GIVEN TASK
In the listing below, locate the lines bearing the word "that". Copy every one of them.

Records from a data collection

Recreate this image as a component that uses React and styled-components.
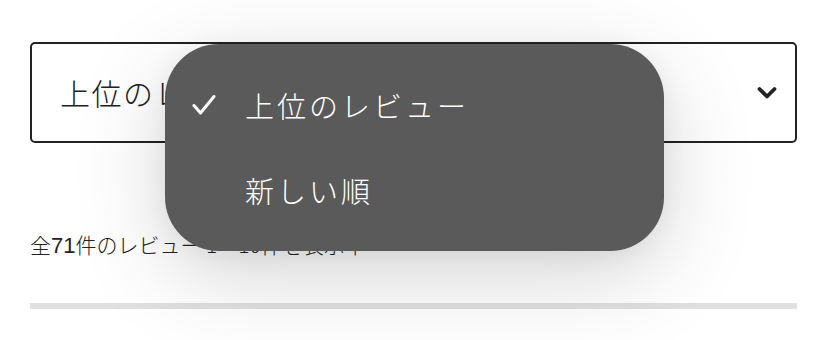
import React from 'react';
import styled, { createGlobalStyle } from 'styled-components';

const GlobalStyle = createGlobalStyle`
  html, body {
    margin: 0;
    padding: 0;
    background: #fff;
  }
  body {
    font-family: "Noto Sans CJK JP", "Noto Sans", sans-serif;
    color: #222;
  }
`;

const Page = styled.div`
  position: relative;
  width: 827px;
  height: 340px;
  overflow: hidden;
  box-sizing: border-box;
  padding: 42px 30px 0;
`;

const SelectBox = styled.div`
  height: 101px;
  box-sizing: border-box;
  border: 2px solid #222;
  border-radius: 5px;
  display: flex;
  align-items: center;
  justify-content: space-between;
  padding: 0 18px 0 28px;
  font-size: 30px;
  font-weight: 300;
  letter-spacing: 1.5px;
  color: #222;
`;

const SelectLabel = styled.span`
  line-height: 1;
  margin-top: -2px;
`;

const Summary = styled.p`
  margin: 86px 0 0;
  font-size: 21px;
  font-weight: 300;
  line-height: 30px;
  color: #222;
  span { font-family: "Liberation Sans", sans-serif; font-size: 22px; font-weight: 400; }
`;

const Divider = styled.div`
  margin-top: 42px;
  height: 6px;
  background: #e0e0e0;
`;

const Menu = styled.ul`
  position: absolute;
  left: 165px;
  top: 44px;
  width: 499px;
  height: 207px;
  box-sizing: border-box;
  margin: 0;
  padding: 18px 0 18px 27px;
  list-style: none;
  background: #5a5a5a;
  border-radius: 54px;
  box-shadow: 0 24px 90px rgba(0, 0, 0, 0.17), 0 4px 24px rgba(0, 0, 0, 0.06);
  display: flex;
  flex-direction: column;
`;

const MenuItem = styled.li`
  height: 85px;
  display: flex;
  align-items: center;
  color: #fff;
  font-size: 29px;
  font-weight: 300;
  letter-spacing: 3px;
`;

const CheckSlot = styled.span`
  width: 53px;
  flex-shrink: 0;
  display: flex;
  align-items: center;
`;

const Check = () => (
  <svg width="24" height="22" viewBox="0 0 24 22" fill="none">
    <path d="M2 11.5 L8.5 19 L22 2.5" stroke="#fff" strokeWidth="3" strokeLinecap="round" strokeLinejoin="round" />
  </svg>
);

const Chevron = () => (
  <svg width="20" height="14" viewBox="0 0 20 14" fill="none">
    <path d="M2.5 3 L10 10.5 L17.5 3" stroke="#222" strokeWidth="3.8" strokeLinecap="round" strokeLinejoin="round" />
  </svg>
);

const options = [
  { id: 'top', label: '上位のレビュー', selected: true },
  { id: 'new', label: '新しい順', selected: false },
];

export default function App() {
  return (
    <>
      <GlobalStyle />
      <Page>
        <SelectBox>
          <SelectLabel>上位のレビュー</SelectLabel>
          <Chevron />
        </SelectBox>
        <Summary>全<span>71</span>件のレビュー 1〜10件を表示中</Summary>
        <Divider />
        <Menu>
          {options.map((o) => (
            <MenuItem key={o.id}>
              <CheckSlot>{o.selected && <Check />}</CheckSlot>
              {o.label}
            </MenuItem>
          ))}
        </Menu>
      </Page>
    </>
  );
}
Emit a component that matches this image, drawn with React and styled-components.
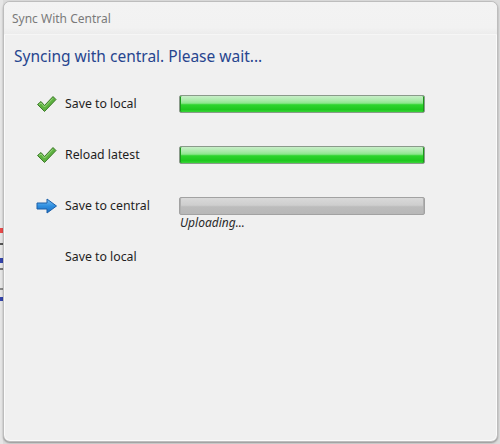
import React from "react";
import styled, { createGlobalStyle } from "styled-components";

const Global = createGlobalStyle`
  html, body { margin: 0; padding: 0; }
  body {
    width: 500px; height: 444px; overflow: hidden;
    background: #dcdcdc;
    font-family: "Noto Sans", "Open Sans", sans-serif;
  }
`;

const Screen = styled.div`
  display: flex;
  width: 500px;
  height: 444px;
`;

const BackStrip = styled.div`
  width: 3px;
  display: flex;
  flex-direction: column;
  background: #e6e6e6;
  padding-top: 228px;
`;

const Mark = styled.div`
  height: ${p => p.h || 4}px;
  margin-bottom: ${p => p.gap || 0}px;
  background: ${p => p.c};
`;

const Window = styled.div`
  flex: 1;
  margin: 1px 2px 2px 0;
  border: 1px solid #bdbdbd;
  border-radius: 7px;
  background: #f0f0f0;
  box-shadow: inset 0 0 0 1px #fbfbfb, 0 1px 2px rgba(0,0,0,0.35);
  display: flex;
  flex-direction: column;
  overflow: hidden;
`;

const TitleBar = styled.div`
  height: 32px;
  padding: 0 0 0 8px;
  display: flex;
  align-items: center;
  background: linear-gradient(#f3f3f3, #f2f2f2 80%, #ececec);
  color: #7a7a7a;
  font-size: 12px;
  border-bottom: 1px solid #f6f6f6;
`;

const Heading = styled.div`
  padding: 10px 0 0 10px;
  color: #27458f;
  font-size: 15.5px;
  height: 30px;
`;

const Steps = styled.div`
  display: grid;
  grid-template-columns: 29px 114px 246px;
  grid-auto-rows: 51px;
  padding: 19px 0 0 32px;
`;

const IconCell = styled.div`
  display: flex;
  align-items: center;
  height: 20px;
`;

const Label = styled.div`
  font-size: 12.3px;
  color: #1e1e1e;
  height: 20px;
  line-height: 20px;
`;

const BarCell = styled.div`
  display: flex;
  flex-direction: column;
  padding-top: 1px;
`;

const Bar = styled.div`
  height: 18px;
  box-sizing: border-box;
  border: 1px solid ${p => (p.done ? "#8a9a8a" : "#a2a2a2")};
  border-radius: 2px;
  background: ${p =>
    p.done
      ? "linear-gradient(#c8eec8 0%, #a6eaa6 30%, #8ce68c 45%, #2ed42e 55%, #1ec81e 85%, #3ad43a 100%)"
      : "linear-gradient(#d9d9d9 0%, #cecece 45%, #bcbcbc 55%, #b8b8b8 100%)"};
  box-shadow: inset 1px 0 0 ${p => (p.done ? "#1a9a1a" : "#b0b0b0")}, inset -1px 0 0 ${p => (p.done ? "#1a9a1a" : "#b0b0b0")};
`;

const Status = styled.div`
  font-size: 12px;
  font-style: italic;
  color: #2a2a2a;
  padding-left: 1px;
  line-height: 16px;
`;

const Check = () => (
  <svg width="21" height="18" viewBox="0 0 21 18">
    <path d="M1.5 9.5 L5 6.5 L8.5 10.5 L17 1.5 L20 4.5 L8.5 16.5 Z" fill="#5cb13f" stroke="#3d7a2a" strokeWidth="1" strokeLinejoin="round" />
    <path d="M3 9.5 L5 8 L8.5 12 L17 3.2" fill="none" stroke="#9bd77f" strokeWidth="1" />
  </svg>
);

const Arrow = () => (
  <svg width="22" height="16" viewBox="0 0 22 16">
    <defs>
      <linearGradient id="ag" x1="0" y1="0" x2="0" y2="1">
        <stop offset="0" stopColor="#7ec3f5" />
        <stop offset="0.5" stopColor="#2f8fe0" />
        <stop offset="1" stopColor="#1d6fc2" />
      </linearGradient>
    </defs>
    <path d="M1 5 L11 5 L11 1 L20.5 8 L11 15 L11 11 L1 11 Z" fill="url(#ag)" stroke="#1b5fa8" strokeWidth="1" strokeLinejoin="round" />
  </svg>
);

const steps = [
  { label: "Save to local", state: "done" },
  { label: "Reload latest", state: "done" },
  { label: "Save to central", state: "active", status: "Uploading..." },
  { label: "Save to local", state: "pending" },
];

export default function App() {
  return (
    <>
      <Global />
      <Screen>
        <BackStrip>
          <Mark c="#e84a4a" h={5} gap={10} />
          <Mark c="#555" h={2} gap={13} />
          <Mark c="#3344aa" h={5} gap={5} />
          <Mark c="#777" h={2} gap={18} />
          <Mark c="#888" h={2} gap={7} />
          <Mark c="#3344aa" h={4} />
        </BackStrip>
        <Window>
          <TitleBar>Sync With Central</TitleBar>
          <Heading>Syncing with central. Please wait...</Heading>
          <Steps>
            {steps.map((s, i) => (
              <React.Fragment key={i}>
                <IconCell>{s.state === "done" ? <Check /> : s.state === "active" ? <Arrow /> : null}</IconCell>
                <Label>{s.label}</Label>
                <BarCell>
                  {s.state !== "pending" && <Bar done={s.state === "done"} />}
                  {s.status && <Status>{s.status}</Status>}
                </BarCell>
              </React.Fragment>
            ))}
          </Steps>
        </Window>
      </Screen>
    </>
  );
}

EXERCISE RESPONSE
Recreate this image as a component that uses React and styled-components.
Emit a component that matches this image, drawn with React and styled-components.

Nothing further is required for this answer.